The 2019 conference will be held at the University of Manitoba. This ceramic conference is a pivotal networking event for students and emerging ceramic artists recognized on a national scale for 30 years. This conference allows students to meet and dialogue with professional artists, learn new techniques, exhibit their own works, and above all, network to build a stronger art community for the future. Participating schools now include Alberta University of the Arts, Red Deer College, University of Regina, University of Manitoba, and Lakehead University in Thunder Bay, ON.
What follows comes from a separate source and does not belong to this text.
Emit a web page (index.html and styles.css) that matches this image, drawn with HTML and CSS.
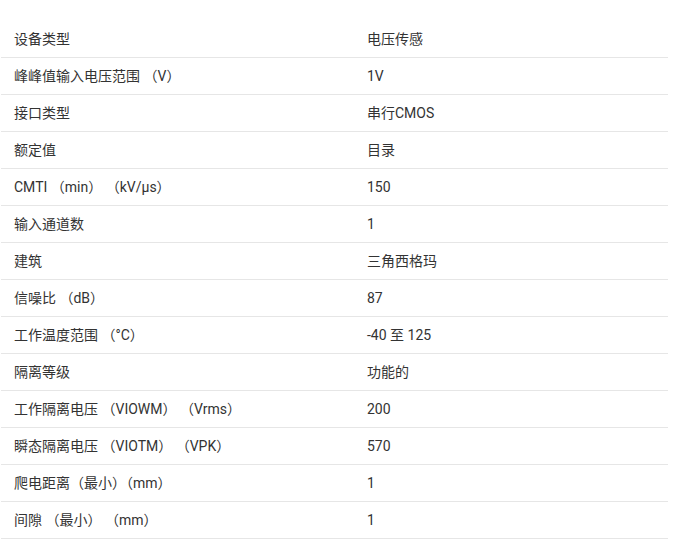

About the Artists and Curators
Pj Anderson
Pj Anderson is an Afro/Indigenous Ceramic Artist from Thompson, Manitoba, Canada. She has shown internationally, as Resident Artist at the University of KwaZulu Natal in South Africa, in China as a finalist in the International Ceramic Magazine Editors Associations (ICMEA) emerging artist competition, the United States; as in Craftforms at the Wayne Art Center and Unwedged at Pottery Northwest as well as Galleries across Canada such as the Canadian Clay and Glass Gallery. She has lectured on African Ceramics and Canadian Ceramics at the University of Manitoba, the University of Kwazulu Natal, for the Manitoba Craft Council, and the Manitoba Craft Museum and Library. She teaches ceramics classes for the City of Winnipeg and Winnipeg Art Gallery. Her work can be found at the Canadian Clay and Glass Gallery, the Winnipeg Art Gallery Shop, the Canadian Museum of Human Rights and at Grollé Galleries.

Grace Nickel
Grace Nickel is an award-winning artist who has been successful in numerous competitions, including the Mino International Ceramics Competition, Japan, and the Taiwan Ceramic Biennale. Her work has been selected for the Cheongju International Craft Biennale in Korea, the NCECA Invitational Exhibition, in
Philadelphia and Portland, and the Fule International Art Museums Project in Fuping, China. Public commissions include Donors’ Forest created for the Beechwood National Cemetery of Canada in Ottawa, and permanent collections include the Museum of Modern Ceramic Art in Gifu, Japan, the Art Gallery of
Nova Scotia, the Winnipeg Art Gallery, and the New Taipei City Yingge Ceramics Museum in Taiwan. She has had numerous solo exhibitions, including at the Art Gallery of Nova Scotia, Art Gallery of Burlington, Moose Jaw Museum & Art Gallery, and the Winnipeg Art Gallery. Grace has attended numerous artists’ residencies, spoken widely about her work, including recent engagements at the AK Ceramics Centre in the Icheon Ceramics Village, Korea and the Australian Ceramics Triennale in Tasmania. and regularly attends conferences to keep up to the minute on contemporary ceramics practice. She has a long history of involvement with the arts community in Winnipeg and teaching art. She is currently an Associate Professor in the School of Art at the University of Manitoba and is a member of the Royal Canadian Academy of Arts.

Kent Fowler
Dr. Kent D. Fowler is an Associate Professor in the Department of Anthropology at the University of Manitoba. He is an archaeologist with research interests in crafts production, farming societies and the development of state societies. Dr. Fowler was the first anthropologist to employ a chaînes opératoires (operations sequences) approach to ceramic analysis in sub-equatorial Africa, demonstrating the ways technical know-how in pottery-making is linked to people’s daily and seasonal routines, social networks, and social identities. Fowler has applied the knowledge gained from ethnoarchaeology and experimental archaeology to develop innovative methods in archaeoacoustics, ceramic provenience research, ancient fingerprint analysis, and identifying past pottery manufacturing processes in Africa, the Near East, and Canada. He currently directs the Zulu Kingdom Archaeological Project, a case study of whether craft specialization and surplus production is a universal feature in the formation of state societies. He is the author of three books, over 60 articles, a veteran of more than 30 conference presentations, and is an elected Fellow of the Royal Geographic Society, Fellow of the Royal Anthropological Institute, and elected member of the Association of Southern African Professional Archaeologists.